Side by side with the Anti-Slavery excitement, which every one connects with his name, was the growth of what may fairly enough be called the “Lyceum Movement.” In the beginning this was thought as pure a piece of philanthropy as the other. Almost every public spirited man considered it his duty to have one or more “Lectures” which he should deliver at the call of his neighbors when they had a “Lyceum.” I have no doubt that Phillips’s early lecturing was a bit of philanthropic effort of this sort. But as things went on, enterprising committees began to raise the price of their tickets, to send for distant lecturers and to pay them enough to make it worth their while to come. Even college societies and the providers for Commencement entertainments found it wise to pay a handsome honorarium to their speakers, and I am afraid that the element of philanthropy has long since disappeared from what is called the “Lecture Platform.” Phillips had an ingenious way of uniting the functions of a literary and of a political lecturer. No one was in more demand than he for the regular work of the winter Lyceums. But it would often happen that the timidity of a committee made them pause before they would listen to his radicalism in a lecture. For such agents he was quite ready. If people had scruples they must pay for them. His program was: “For a literary lecture without politics, $100 and my expenses.” “For a political lecture, nothing, and I pay my fares.”

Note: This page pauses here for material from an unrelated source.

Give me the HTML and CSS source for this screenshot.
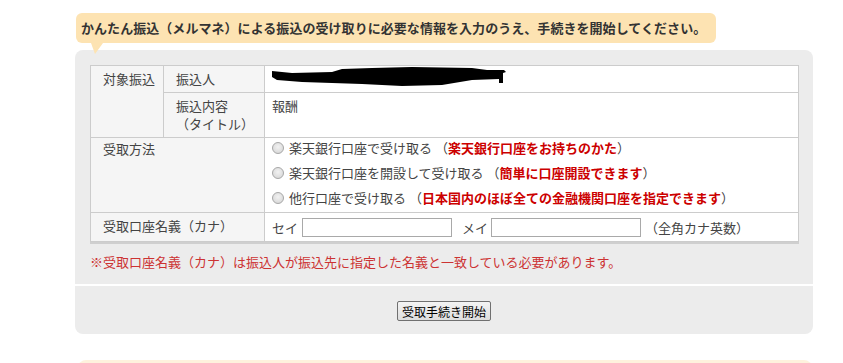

He used to tell a story of his arrival at a western city where the committee were divided, four to four, on the question whether they would hear his lecture on the “Lost Arts” or a political speech. Perhaps he would determine between them.

“Let us have both,” said Phillips. To which they eagerly assented. So he delivered the “Lost Arts” first, innocent as a new rosebud of any political bias. Then a recess was given to the audience, and all who wished to go might go. But of course, after that beginning, no one went. And so Phillips had another hour, and an audience for as many heresies as he chose to utter.